Douglas Flint, chairman of HSBC, and Alex Wilmot-Sitwell, head of the European end of Bank of America Merrill Lynch, are not chaps who like to be rushed. Solemnly, and in turns, they told the House of Lords on Wednesday that upending the European financial services industry can’t be done lightly, quickly, or at all without risking serious instability.
The cheerful interpretation, from the point of view of the City, is that a lot of jobs look safer than when some banks were threatening an exodus if the UK voted for Brexit.
Big banks are so inflexible, it seems, that change throws them into confusion. That is easy to believe. The big four lenders were given half a decade to erect a ringfence around their retail operations in the UK and still they grumble about the pace of regulatory upheaval. Or, as Flint himself put it, it’s taken HSBC three years to move 1,000 jobs from London to Birmingham, so switching to Paris would be a “non-trivial” undertaking.
But Flint and Wilmot-Sitwell were not speaking out of patriotism. They were making the serious – and surely correct – point that both the UK and the EU would suffer if the European financial system is rejigged overnight. Frankfurt and Paris simply aren’t in a position to perform London’s pan-European role. If the financial services industry is forced to jump through too many new licensing hoops too quickly, it could fail in its day job of lending.
That point is understood in the UK, as you’d expect, so Flint and Wilmot-Sitwell need to preach to the non-converted. They’ll never persuade François Hollande, who wants euro-denominated trades to be cleared in the eurozone, that it is in France’s own interests not to wreck the City. But HSBC and co could do everyone a service by prodding their big corporate clients on the continent to speak up.

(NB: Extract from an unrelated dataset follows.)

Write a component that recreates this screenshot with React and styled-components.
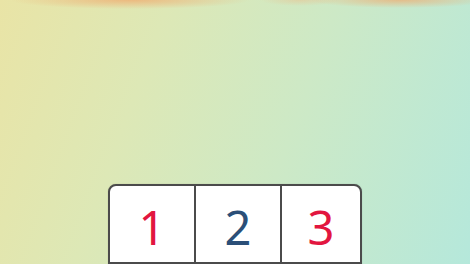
import React from "react";
import styled, { createGlobalStyle } from "styled-components";

const Global = createGlobalStyle`
  html, body { margin: 0; padding: 0; }
  body { width: 470px; height: 264px; overflow: hidden; font-family: "Noto Sans", "Open Sans", sans-serif; }
`;

const Page = styled.div`
  position: relative;
  width: 470px;
  height: 264px;
  overflow: hidden;
  display: flex;
  flex-direction: column;
  align-items: center;
  padding-top: 184px;
  box-sizing: border-box;
  background:
    radial-gradient(ellipse 120px 9px at 130px 0px, rgba(240, 170, 110, 0.75), rgba(240, 170, 110, 0) 100%),
    radial-gradient(ellipse 90px 8px at 400px 0px, rgba(240, 170, 110, 0.7), rgba(240, 170, 110, 0) 100%),
    radial-gradient(ellipse 40px 6px at 300px 0px, rgba(235, 190, 140, 0.5), rgba(235, 190, 140, 0) 100%),
    linear-gradient(110deg, #e9e4a6 0%, #dde8b6 30%, #cde9c6 60%, #b5e8db 100%);
`;

const Board = styled.div`
  display: grid;
  grid-template-columns: 84px 86px 1fr;
  width: 254px;
  height: 80px;
  box-sizing: border-box;
  background: #ffffff;
  border: 2px solid #4b4b4b;
  border-radius: 8px 8px 0 0;
  box-shadow: 0 0 1px rgba(0, 0, 0, 0.3);
  overflow: hidden;
`;

const Cell = styled.div`
  display: flex;
  align-items: center;
  justify-content: center;
  padding-top: 6px;
  border-left: ${(p) => (p.$first ? "none" : "2px solid #4b4b4b")};
  font-family: "Noto Sans", "Open Sans", sans-serif;
  font-size: 47px;
  font-weight: 400;
  line-height: 1;
  color: ${(p) => p.$color};
`;

const digits = [
  { n: "1", color: "#e2163f" },
  { n: "2", color: "#2b4f78" },
  { n: "3", color: "#e2163f" },
];

export default function App() {
  return (
    <>
      <Global />
      <Page>
        <Board>
          {digits.map((d, i) => (
            <Cell key={d.n} $first={i === 0} $color={d.color}>
              {d.n}
            </Cell>
          ))}
        </Board>
      </Page>
    </>
  );
}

It’s now up to PM to reduce the cost of her Hinkley Point mistake
It is too late, it seems, to persuade Theresa May that Hinkley Point is a colossal waste of money. But, at a bare minimum, let’s hope the prime minister has succeeded in reducing the scandalous cost to consumers. EDF and its Chinese backers could expect to make a 10% rate of return under the old terms agreed in 2012. In today’s world, 7% would be generous.